Create safeguards against major errors Implement slowly: either starting with a small Citizen’s Basic Income, or implementing for one demographic group at a time.
The policy must fit into existing practices Add Citizen’s Basic Income to existing tax and benefits systems rather than replace them.
Work out how to defuse potential opposition Design the scheme so that it counters all known objections
Borrow from policies that work Borrow regulations from other unconditional incomes, such as Child Benefit
Continue to improve existing policies After implementing a Citizen’s Basic Income scheme, continue to adapt existing means-tested benefits and the tax system
Start with the most popular Start with Citizen’s Basic Incomes for children, older people, and young adults
Set goals and design the policy accordingly Set goals for reducing poverty and inequality, avoiding losses for low income households at the point of implementation, and enhancing choice in the employment market.
Exercise good judgement Never allow the Citizen’s Basic Income to become something else. It will only work if it remains entirely unconditional.

And chapter 5, on policy design as product design, reveals the extent to which Citizen’s Basic Income would conform to that analogy.

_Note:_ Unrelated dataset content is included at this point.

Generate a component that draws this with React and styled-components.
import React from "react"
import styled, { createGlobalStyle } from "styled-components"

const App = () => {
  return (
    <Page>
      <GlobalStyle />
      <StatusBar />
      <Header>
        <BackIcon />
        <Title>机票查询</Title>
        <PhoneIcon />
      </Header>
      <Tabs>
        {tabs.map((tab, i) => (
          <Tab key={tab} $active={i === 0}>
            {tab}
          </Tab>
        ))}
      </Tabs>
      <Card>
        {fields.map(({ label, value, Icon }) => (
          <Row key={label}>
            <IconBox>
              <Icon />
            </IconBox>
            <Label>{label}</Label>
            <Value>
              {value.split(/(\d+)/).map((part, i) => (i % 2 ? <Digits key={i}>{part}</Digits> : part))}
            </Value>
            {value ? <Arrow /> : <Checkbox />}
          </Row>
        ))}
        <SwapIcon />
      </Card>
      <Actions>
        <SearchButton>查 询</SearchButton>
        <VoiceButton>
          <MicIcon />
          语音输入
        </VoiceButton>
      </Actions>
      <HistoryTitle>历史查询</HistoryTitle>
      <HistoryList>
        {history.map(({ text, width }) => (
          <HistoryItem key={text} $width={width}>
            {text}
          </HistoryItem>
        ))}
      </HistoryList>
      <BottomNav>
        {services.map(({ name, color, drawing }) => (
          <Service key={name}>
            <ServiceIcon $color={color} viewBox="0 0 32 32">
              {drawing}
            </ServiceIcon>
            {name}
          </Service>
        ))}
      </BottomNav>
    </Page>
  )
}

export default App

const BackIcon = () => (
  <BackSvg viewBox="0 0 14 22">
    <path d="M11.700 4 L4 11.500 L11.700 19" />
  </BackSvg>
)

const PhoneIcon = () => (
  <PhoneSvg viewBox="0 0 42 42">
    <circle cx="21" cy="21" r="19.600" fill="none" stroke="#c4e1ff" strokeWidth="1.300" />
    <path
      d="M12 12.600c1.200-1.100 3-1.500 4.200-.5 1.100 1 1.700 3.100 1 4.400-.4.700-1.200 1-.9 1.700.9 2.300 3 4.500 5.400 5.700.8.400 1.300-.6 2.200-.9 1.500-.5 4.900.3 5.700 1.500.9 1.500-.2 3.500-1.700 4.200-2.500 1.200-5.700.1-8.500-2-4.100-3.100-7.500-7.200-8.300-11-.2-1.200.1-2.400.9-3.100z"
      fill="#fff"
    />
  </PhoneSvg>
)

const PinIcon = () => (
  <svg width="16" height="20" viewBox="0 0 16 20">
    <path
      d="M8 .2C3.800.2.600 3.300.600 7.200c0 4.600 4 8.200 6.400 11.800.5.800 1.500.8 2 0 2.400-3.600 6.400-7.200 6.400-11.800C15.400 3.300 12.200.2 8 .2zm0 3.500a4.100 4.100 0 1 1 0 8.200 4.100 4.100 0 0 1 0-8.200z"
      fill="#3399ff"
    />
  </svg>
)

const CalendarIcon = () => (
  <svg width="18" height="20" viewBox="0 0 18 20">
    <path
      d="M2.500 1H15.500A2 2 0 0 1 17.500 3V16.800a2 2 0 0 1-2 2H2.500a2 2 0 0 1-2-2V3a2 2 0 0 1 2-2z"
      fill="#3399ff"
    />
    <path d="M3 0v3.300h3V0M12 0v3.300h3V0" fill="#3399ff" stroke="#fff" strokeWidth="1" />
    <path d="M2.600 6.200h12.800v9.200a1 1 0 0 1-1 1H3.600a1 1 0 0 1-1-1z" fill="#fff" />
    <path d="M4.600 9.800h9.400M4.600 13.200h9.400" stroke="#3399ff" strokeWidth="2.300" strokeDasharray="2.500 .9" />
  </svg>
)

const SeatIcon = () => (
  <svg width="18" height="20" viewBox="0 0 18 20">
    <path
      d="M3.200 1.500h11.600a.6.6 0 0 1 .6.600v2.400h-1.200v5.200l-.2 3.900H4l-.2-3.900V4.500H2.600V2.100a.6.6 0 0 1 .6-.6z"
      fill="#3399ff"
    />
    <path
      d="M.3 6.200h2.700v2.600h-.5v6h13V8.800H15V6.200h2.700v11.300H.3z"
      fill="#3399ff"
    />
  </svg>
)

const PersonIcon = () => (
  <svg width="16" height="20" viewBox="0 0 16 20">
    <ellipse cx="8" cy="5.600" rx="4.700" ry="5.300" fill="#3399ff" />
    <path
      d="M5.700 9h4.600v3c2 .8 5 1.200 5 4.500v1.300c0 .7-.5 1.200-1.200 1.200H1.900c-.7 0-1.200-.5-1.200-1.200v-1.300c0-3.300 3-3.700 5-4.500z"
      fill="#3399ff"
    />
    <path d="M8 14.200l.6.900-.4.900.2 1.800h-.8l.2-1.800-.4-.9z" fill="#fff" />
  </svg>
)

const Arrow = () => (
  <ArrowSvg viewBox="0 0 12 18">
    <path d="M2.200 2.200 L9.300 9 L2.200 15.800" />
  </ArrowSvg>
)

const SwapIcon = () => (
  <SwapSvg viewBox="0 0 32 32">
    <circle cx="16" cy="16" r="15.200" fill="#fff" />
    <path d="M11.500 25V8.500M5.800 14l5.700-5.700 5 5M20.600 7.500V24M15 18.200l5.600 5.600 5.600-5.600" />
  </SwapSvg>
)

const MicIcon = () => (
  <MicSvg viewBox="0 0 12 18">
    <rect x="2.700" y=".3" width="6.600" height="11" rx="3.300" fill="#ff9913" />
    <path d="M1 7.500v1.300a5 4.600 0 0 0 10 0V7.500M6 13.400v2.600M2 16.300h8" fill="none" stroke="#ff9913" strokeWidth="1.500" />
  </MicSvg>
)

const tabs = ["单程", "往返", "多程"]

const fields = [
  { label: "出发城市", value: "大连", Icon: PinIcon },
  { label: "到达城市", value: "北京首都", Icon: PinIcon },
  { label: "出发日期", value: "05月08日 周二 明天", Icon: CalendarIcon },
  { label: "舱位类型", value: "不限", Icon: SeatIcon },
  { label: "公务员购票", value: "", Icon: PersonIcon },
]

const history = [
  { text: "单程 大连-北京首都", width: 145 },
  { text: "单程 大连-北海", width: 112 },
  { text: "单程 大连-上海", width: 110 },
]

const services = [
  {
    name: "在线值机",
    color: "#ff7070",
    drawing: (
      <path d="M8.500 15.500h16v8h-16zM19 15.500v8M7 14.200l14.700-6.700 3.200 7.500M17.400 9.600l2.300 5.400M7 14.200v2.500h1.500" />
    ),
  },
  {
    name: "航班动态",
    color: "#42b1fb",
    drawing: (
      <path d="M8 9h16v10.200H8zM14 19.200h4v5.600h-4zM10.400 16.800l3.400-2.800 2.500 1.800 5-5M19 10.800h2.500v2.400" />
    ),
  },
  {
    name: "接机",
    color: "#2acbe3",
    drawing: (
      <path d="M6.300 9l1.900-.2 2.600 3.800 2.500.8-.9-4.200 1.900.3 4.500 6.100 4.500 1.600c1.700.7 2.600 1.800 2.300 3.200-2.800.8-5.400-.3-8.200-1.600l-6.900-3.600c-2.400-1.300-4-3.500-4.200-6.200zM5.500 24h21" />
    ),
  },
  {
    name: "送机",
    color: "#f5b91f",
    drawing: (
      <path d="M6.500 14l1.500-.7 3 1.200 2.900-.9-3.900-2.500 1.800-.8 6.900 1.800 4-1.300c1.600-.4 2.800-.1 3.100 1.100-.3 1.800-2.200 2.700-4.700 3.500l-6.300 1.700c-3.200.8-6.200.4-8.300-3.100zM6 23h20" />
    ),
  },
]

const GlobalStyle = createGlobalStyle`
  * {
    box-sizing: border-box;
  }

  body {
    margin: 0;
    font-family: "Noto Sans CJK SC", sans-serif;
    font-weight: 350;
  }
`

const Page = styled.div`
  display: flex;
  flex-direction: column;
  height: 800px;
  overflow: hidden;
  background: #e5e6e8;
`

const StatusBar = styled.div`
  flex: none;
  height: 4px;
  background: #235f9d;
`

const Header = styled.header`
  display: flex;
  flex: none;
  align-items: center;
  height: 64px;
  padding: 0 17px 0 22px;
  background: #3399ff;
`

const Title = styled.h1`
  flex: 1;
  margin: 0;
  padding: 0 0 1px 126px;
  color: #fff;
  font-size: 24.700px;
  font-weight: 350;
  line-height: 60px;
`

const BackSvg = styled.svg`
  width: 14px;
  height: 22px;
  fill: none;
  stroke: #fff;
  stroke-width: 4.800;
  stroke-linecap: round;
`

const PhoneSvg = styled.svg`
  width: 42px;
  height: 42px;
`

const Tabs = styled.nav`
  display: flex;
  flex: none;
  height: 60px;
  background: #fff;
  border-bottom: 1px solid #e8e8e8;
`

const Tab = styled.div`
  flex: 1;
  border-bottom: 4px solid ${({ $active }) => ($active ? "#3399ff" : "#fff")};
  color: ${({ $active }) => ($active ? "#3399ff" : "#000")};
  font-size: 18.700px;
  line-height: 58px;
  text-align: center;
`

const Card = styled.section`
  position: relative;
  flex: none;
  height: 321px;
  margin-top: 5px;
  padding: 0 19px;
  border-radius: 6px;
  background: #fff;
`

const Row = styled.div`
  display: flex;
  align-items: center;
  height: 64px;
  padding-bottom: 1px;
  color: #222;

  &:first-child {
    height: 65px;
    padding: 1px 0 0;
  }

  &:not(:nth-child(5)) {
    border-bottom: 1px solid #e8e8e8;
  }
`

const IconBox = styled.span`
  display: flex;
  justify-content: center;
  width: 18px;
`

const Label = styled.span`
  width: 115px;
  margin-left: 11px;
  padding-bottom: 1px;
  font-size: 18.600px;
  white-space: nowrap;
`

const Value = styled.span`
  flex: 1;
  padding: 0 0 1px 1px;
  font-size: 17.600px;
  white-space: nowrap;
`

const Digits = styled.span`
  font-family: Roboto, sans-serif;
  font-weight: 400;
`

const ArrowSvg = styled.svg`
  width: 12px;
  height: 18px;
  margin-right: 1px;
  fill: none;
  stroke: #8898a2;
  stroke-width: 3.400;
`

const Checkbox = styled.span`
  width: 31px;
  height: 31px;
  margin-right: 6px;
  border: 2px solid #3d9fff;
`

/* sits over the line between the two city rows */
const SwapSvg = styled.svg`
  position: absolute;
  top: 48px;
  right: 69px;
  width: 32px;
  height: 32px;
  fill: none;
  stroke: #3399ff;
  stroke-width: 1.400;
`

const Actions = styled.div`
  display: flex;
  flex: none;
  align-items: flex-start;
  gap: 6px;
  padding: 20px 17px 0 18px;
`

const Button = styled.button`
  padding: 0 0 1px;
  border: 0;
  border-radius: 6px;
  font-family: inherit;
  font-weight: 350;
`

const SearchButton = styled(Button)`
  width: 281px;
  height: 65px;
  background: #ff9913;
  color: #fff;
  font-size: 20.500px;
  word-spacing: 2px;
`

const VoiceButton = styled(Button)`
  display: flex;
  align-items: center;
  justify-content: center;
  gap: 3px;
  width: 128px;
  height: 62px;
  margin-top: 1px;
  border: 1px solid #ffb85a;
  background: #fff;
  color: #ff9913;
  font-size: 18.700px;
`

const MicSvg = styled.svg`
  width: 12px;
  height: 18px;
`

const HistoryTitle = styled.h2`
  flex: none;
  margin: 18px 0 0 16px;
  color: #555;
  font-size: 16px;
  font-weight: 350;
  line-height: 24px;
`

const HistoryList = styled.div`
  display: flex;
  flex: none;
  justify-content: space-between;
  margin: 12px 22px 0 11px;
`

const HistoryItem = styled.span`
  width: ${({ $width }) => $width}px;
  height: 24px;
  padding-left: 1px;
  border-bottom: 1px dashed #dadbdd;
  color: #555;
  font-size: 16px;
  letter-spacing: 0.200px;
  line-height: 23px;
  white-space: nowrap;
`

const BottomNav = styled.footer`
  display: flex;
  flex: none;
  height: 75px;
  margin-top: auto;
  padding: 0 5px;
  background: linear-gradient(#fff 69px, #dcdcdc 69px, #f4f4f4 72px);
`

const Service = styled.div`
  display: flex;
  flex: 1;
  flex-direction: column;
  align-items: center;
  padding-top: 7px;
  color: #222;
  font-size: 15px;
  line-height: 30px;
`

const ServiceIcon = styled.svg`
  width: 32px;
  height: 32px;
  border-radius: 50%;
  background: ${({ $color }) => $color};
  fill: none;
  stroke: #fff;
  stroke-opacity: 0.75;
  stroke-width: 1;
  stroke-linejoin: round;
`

One comparison that we might draw between the book’s approach to policy design and the Citizen’s Basic Income debate’s approach is that the book always begins with policy problems for which policy solutions are sought, whereas the Citizen’s Basic Income debate always seems to begin with the policy and then looks for the problems that the policy would solve. However, this difference is apparent rather than real. Those who find themselves advocating Citizen’s Basic Income will normally have set out from a particular policy problem – the complexity of benefits administration, increasingly precarious employment, and so on; will have found Citizen’s Basic Income to be a useful policy response; and will then have found that the policy would solve other problems as well.

If Peters is thinking of writing a follow-up to this thought-provoking volume then a book that tests his ideas on the Citizen’s Basic Income debate would be a most valuable addition to the literature.